From: "Paul E. McKenney" <paulmck@linux.vnet.ibm.com>
To: "Huang, Ying" <ying.huang@intel.com>
Cc: "Andrew Morton" <akpm@linux-foundation.org>,
linux-mm@kvack.org, linux-kernel@vger.kernel.org,
"Hugh Dickins" <hughd@google.com>,
"Minchan Kim" <minchan@kernel.org>,
"Johannes Weiner" <hannes@cmpxchg.org>,
"Tim Chen" <tim.c.chen@linux.intel.com>,
"Shaohua Li" <shli@fb.com>,
"Mel Gorman" <mgorman@techsingularity.net>,
"Jérôme Glisse" <jglisse@redhat.com>,
"Michal Hocko" <mhocko@suse.com>,
"Andrea Arcangeli" <aarcange@redhat.com>,
"David Rientjes" <rientjes@google.com>,
"Rik van Riel" <riel@redhat.com>, "Jan Kara" <jack@suse.cz>,
"Dave Jiang" <dave.jiang@intel.com>,
"Aaron Lu" <aaron.lu@intel.com>
Subject: Re: [PATCH -V3 -mm] mm, swap: Fix race between swapoff and some swap operations
Date: Mon, 18 Dec 2017 15:09:45 -0800 [thread overview]
Message-ID: <20171218230945.GX7829@linux.vnet.ibm.com> (raw)
In-Reply-To: <877etkwki2.fsf@yhuang-dev.intel.com>
On Mon, Dec 18, 2017 at 03:41:41PM +0800, Huang, Ying wrote:
> "Huang, Ying" <ying.huang@intel.com> writes:
>
> > From: Huang Ying <ying.huang@intel.com>
> >
> > When the swapin is performed, after getting the swap entry information
> > from the page table, system will swap in the swap entry, without any
> > lock held to prevent the swap device from being swapoff. This may
> > cause the race like below,
> >
> > CPU 1 CPU 2
> > ----- -----
> > do_swap_page
> > swapin_readahead
> > __read_swap_cache_async
> > swapoff swapcache_prepare
> > p->swap_map = NULL __swap_duplicate
> > p->swap_map[?] /* !!! NULL pointer access */
> >
> > Because swapoff is usually done when system shutdown only, the race
> > may not hit many people in practice.

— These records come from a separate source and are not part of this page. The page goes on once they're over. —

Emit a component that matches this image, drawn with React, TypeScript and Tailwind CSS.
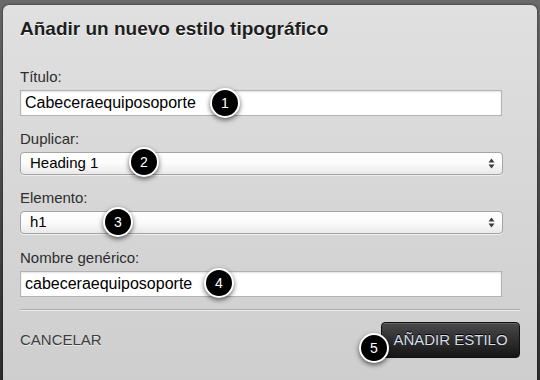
import { ReactNode } from 'react'

const font = { fontFamily: '"Liberation Sans", Arial, Helvetica, sans-serif' }

function Label({ children }: { children: ReactNode }) {
  return <div className="mb-[4px] h-[18px] text-[15px] leading-[18px] text-[#2e2e2e]">{children}</div>
}

function TextInput({ value }: { value: string }) {
  return (
    <div className="flex h-[26px] w-[482px] items-center border border-[#b3b3b3] bg-white pl-[4px] text-[16px] text-black shadow-[inset_0_1px_2px_rgba(0,0,0,0.12)]">
      {value}
    </div>
  )
}

function Select({ value }: { value: string }) {
  return (
    <div className="flex h-[23px] w-[483px] items-center justify-between rounded-[4px] border border-[#a4a4a4] bg-gradient-to-b from-white via-[#fbfbfb] to-[#e9e9e9] pl-[9px] pr-[7px] text-[15px] text-black shadow-[0_1px_0_rgba(255,255,255,0.6)]">
      <span>{value}</span>
      <svg width="7" height="11" viewBox="0 0 7 11" className="text-[#3a3a3a]">
        <path d="M3.5 0.5 L6.5 4.5 L0.5 4.5 Z" fill="currentColor" />
        <path d="M3.5 10.5 L6.5 6.5 L0.5 6.5 Z" fill="currentColor" />
      </svg>
    </div>
  )
}

function Callout({ n, x, y }: { n: number; x: number; y: number }) {
  return (
    <div
      className="absolute flex h-[30px] w-[30px] items-center justify-center rounded-full border-2 border-white bg-black text-[14px] text-white shadow-[0_2px_5px_rgba(0,0,0,0.6)]"
      style={{ left: x - 15, top: y - 15 }}
    >
      {n}
    </div>
  )
}

export default function App() {
  return (
    <div
      className="relative h-[380px] w-[540px] overflow-hidden bg-gradient-to-b from-[#6a6a6a] to-[#2e2e2e] px-[3px] pt-[5px]"
      style={font}
    >
      <div className="h-[400px] rounded-t-[6px] bg-gradient-to-b from-[#e0e0e0] to-[#cdcdcd] px-[17px] pt-[12px] shadow-[0_0_3px_rgba(0,0,0,0.6)]">
        <h1 className="h-[24px] text-[19px] font-bold leading-[24px] text-[#1e1e1e] [text-shadow:0_1px_0_#fff]">
          Añadir un nuevo estilo tipográfico
        </h1>

        <div className="mt-[27px]">
          <Label>Título:</Label>
          <TextInput value="Cabeceraequiposoporte" />
        </div>

        <div className="mt-[14px]">
          <Label>Duplicar:</Label>
          <Select value="Heading 1" />
        </div>

        <div className="mt-[14px]">
          <Label>Elemento:</Label>
          <Select value="h1" />
        </div>

        <div className="mt-[15px]">
          <Label>Nombre genérico:</Label>
          <TextInput value="cabeceraequiposoporte" />
        </div>

        <div className="mt-[12px] h-[2px] w-[500px] border-t border-[#aeaeae] border-b border-b-[#ececec]" />

        <div className="mt-[11px] flex w-[500px] items-center justify-between">
          <span className="text-[15px] text-[#3d3d3d] [text-shadow:0_1px_0_rgba(255,255,255,0.6)]">CANCELAR</span>
          <button className="h-[36px] w-[139px] rounded-[4px] border border-[#111] bg-gradient-to-b from-[#4a4a4a] to-[#161616] text-[15px] text-[#d6dce8] shadow-[inset_0_1px_0_rgba(255,255,255,0.15)] [text-shadow:0_-1px_0_#000]">
            AÑADIR ESTILO
          </button>
        </div>
      </div>

      <Callout n={1} x={225} y={103} />
      <Callout n={2} x={144} y={162} />
      <Callout n={3} x={118} y={222} />
      <Callout n={4} x={219} y={283} />
      <Callout n={5} x={374} y={348} />
    </div>
  )
}
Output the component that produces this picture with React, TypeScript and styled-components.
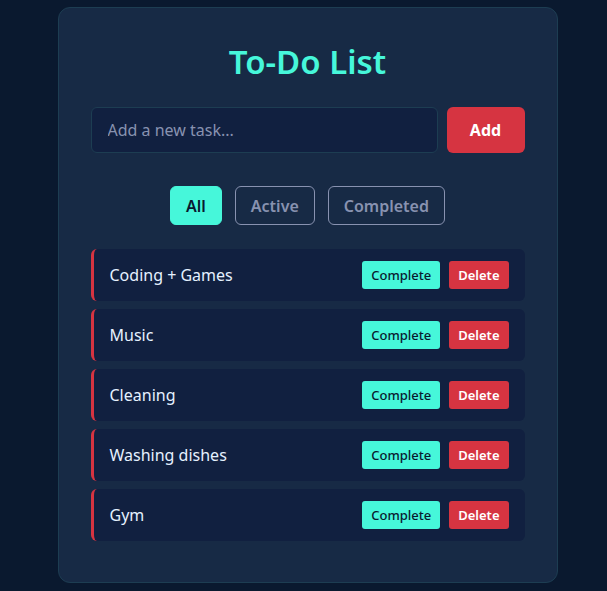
import { useState } from "react";
import styled, { createGlobalStyle } from "styled-components";

const GlobalStyle = createGlobalStyle`
  html, body {
    margin: 0;
    padding: 0;
    background: #0a192f;
  }
  body {
    font-family: "Noto Sans", "Open Sans", sans-serif;
  }
`;

const Page = styled.div`
  min-height: 100vh;
  box-sizing: border-box;
  display: flex;
  justify-content: center;
  align-items: center;
  padding: 7px 0 9px 8px;
  background: #0a192f;
`;

const Card = styled.div`
  width: 500px;
  box-sizing: border-box;
  padding: 32px;
  background: #172a45;
  border: 1px solid #1d3d52;
  border-radius: 12px;
`;

const Title = styled.h1`
  margin: 2px 0 25px;
  text-align: center;
  font-size: 33px;
  line-height: 40px;
  font-weight: 600;
  color: #46f7da;
`;

const InputRow = styled.form`
  display: flex;
  gap: 9px;
`;

const TaskInput = styled.input`
  flex: 1;
  height: 46px;
  box-sizing: border-box;
  padding: 0 16px;
  background: #112040;
  border: 1px solid #1d3d52;
  border-radius: 6px;
  color: #e6f1ff;
  font-family: inherit;
  font-size: 16px;
  outline: none;

  &::placeholder {
    color: #8892b0;
  }
`;

const AddButton = styled.button`
  width: 78px;
  height: 46px;
  border: none;
  border-radius: 6px;
  background: #d63441;
  color: #ffffff;
  font-family: inherit;
  font-size: 16px;
  font-weight: 700;
  cursor: pointer;
`;

const Filters = styled.div`
  display: flex;
  justify-content: center;
  gap: 13px;
  margin: 33px 0 24px;
`;

const FilterButton = styled.button<{ $active: boolean }>`
  height: 39px;
  padding: 0 15px;
  box-sizing: border-box;
  border-radius: 6px;
  border: 1px solid ${(p) => (p.$active ? "#46f7da" : "#8892b0")};
  background: ${(p) => (p.$active ? "#46f7da" : "transparent")};
  color: ${(p) => (p.$active ? "#0a192f" : "#8892b0")};
  font-family: inherit;
  font-size: 16px;
  font-weight: 600;
  cursor: pointer;
`;

const List = styled.ul`
  list-style: none;
  margin: 0;
  padding: 0 0 1px;
`;

const Item = styled.li<{ $done: boolean }>`
  display: flex;
  align-items: center;
  height: 52px;
  box-sizing: border-box;
  margin-bottom: 8px;
  padding: 0 16px;
  background: #112040;
  border-left: 3px solid ${(p) => (p.$done ? "#46f7da" : "#d63441")};
  border-radius: 6px;
`;

const ItemText = styled.span<{ $done: boolean }>`
  flex: 1;
  color: ${(p) => (p.$done ? "#8892b0" : "#e6f1ff")};
  text-decoration: ${(p) => (p.$done ? "line-through" : "none")};
  font-size: 16px;
`;

const Actions = styled.div`
  display: flex;
  gap: 9px;
`;

const SmallButton = styled.button<{ $variant: "complete" | "delete" }>`
  height: 28px;
  padding: 0 9px;
  border: none;
  border-radius: 3px;
  background: ${(p) => (p.$variant === "complete" ? "#46f7da" : "#d63441")};
  color: ${(p) => (p.$variant === "complete" ? "#0a192f" : "#ffffff")};
  font-family: inherit;
  font-size: 13px;
  font-weight: ${(p) => (p.$variant === "complete" ? 500 : 600)};
  cursor: pointer;
`;

type Task = { id: number; text: string; done: boolean };
type Filter = "All" | "Active" | "Completed";

const initialTasks: Task[] = [
  { id: 1, text: "Coding + Games", done: false },
  { id: 2, text: "Music", done: false },
  { id: 3, text: "Cleaning", done: false },
  { id: 4, text: "Washing dishes", done: false },
  { id: 5, text: "Gym", done: false },
];

export default function App() {
  const [tasks, setTasks] = useState<Task[]>(initialTasks);
  const [draft, setDraft] = useState("");
  const [filter, setFilter] = useState<Filter>("All");

  const visible = tasks.filter((t) =>
    filter === "All" ? true : filter === "Active" ? !t.done : t.done
  );

  const addTask = (e: React.FormEvent) => {
    e.preventDefault();
    if (!draft.trim()) return;
    setTasks((ts) => [...ts, { id: Date.now(), text: draft.trim(), done: false }]);
    setDraft("");
  };

  return (
    <Page>
      <GlobalStyle />
      <Card>
        <Title>To-Do List</Title>
        <InputRow onSubmit={addTask}>
          <TaskInput
            value={draft}
            onChange={(e) => setDraft(e.target.value)}
            placeholder="Add a new task..."
          />
          <AddButton type="submit">Add</AddButton>
        </InputRow>
        <Filters>
          {(["All", "Active", "Completed"] as Filter[]).map((f) => (
            <FilterButton key={f} $active={filter === f} onClick={() => setFilter(f)}>
              {f}
            </FilterButton>
          ))}
        </Filters>
        <List>
          {visible.map((t) => (
            <Item key={t.id} $done={t.done}>
              <ItemText $done={t.done}>{t.text}</ItemText>
              <Actions>
                <SmallButton
                  $variant="complete"
                  onClick={() =>
                    setTasks((ts) => ts.map((x) => (x.id === t.id ? { ...x, done: !x.done } : x)))
                  }
                >
                  Complete
                </SmallButton>
                <SmallButton
                  $variant="delete"
                  onClick={() => setTasks((ts) => ts.filter((x) => x.id !== t.id))}
                >
                  Delete
                </SmallButton>
              </Actions>
            </Item>
          ))}
        </List>
      </Card>
    </Page>
  );
}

But it is still a race need to
> > be fixed.
> >
> > To fix the race, get_swap_device() is added to check whether the
> > specified swap entry is valid in its swap device. If so, it will keep
> > the swap entry valid via preventing the swap device from being
> > swapoff, until put_swap_device() is called.
> >
> > Because swapoff() is very race code path, to make the normal path runs
> > as fast as possible, RCU instead of reference count is used to
> > implement get/put_swap_device(). From get_swap_device() to
> > put_swap_device(), the RCU read lock is held, so synchronize_rcu() in
> > swapoff() will wait until put_swap_device() is called.
> >
> > In addition to swap_map, cluster_info, etc. data structure in the
> > struct swap_info_struct, the swap cache radix tree will be freed after
> > swapoff, so this patch fixes the race between swap cache looking up
> > and swapoff too.
> >
> > Cc: Hugh Dickins <hughd@google.com>
> > Cc: Paul E. McKenney <paulmck@linux.vnet.ibm.com>
> > Cc: Minchan Kim <minchan@kernel.org>
> > Cc: Johannes Weiner <hannes@cmpxchg.org>
> > Cc: Tim Chen <tim.c.chen@linux.intel.com>
> > Cc: Shaohua Li <shli@fb.com>
> > Cc: Mel Gorman <mgorman@techsingularity.net>
> > Cc: "Jerome Glisse" <jglisse@redhat.com>
> > Cc: Michal Hocko <mhocko@suse.com>
> > Cc: Andrea Arcangeli <aarcange@redhat.com>
> > Cc: David Rientjes <rientjes@google.com>
> > Cc: Rik van Riel <riel@redhat.com>
> > Cc: Jan Kara <jack@suse.cz>
> > Cc: Dave Jiang <dave.jiang@intel.com>
> > Cc: Aaron Lu <aaron.lu@intel.com>
> > Signed-off-by: "Huang, Ying" <ying.huang@intel.com>
> >
> > Changelog:
> >
> > v3:
> >
> > - Re-implemented with RCU to reduce the overhead of normal paths
> >
> > v2:
> >
> > - Re-implemented with SRCU to reduce the overhead of normal paths.
> >
> > - Avoid to check whether the swap device has been swapoff in
> > get_swap_device(). Because we can check the origin of the swap
> > entry to make sure the swap device hasn't bee swapoff.
>
> A version implemented via stop_machine() could be gotten via a small
> patch as below. If you still prefer stop_machine(), I can resend a
> version implemented with stop_machine().
>
> And, it appears that if we replace smp_wmb() in _enable_swap_info() with
> stop_machine() in some way, we can avoid smp_rmb() in get_swap_device().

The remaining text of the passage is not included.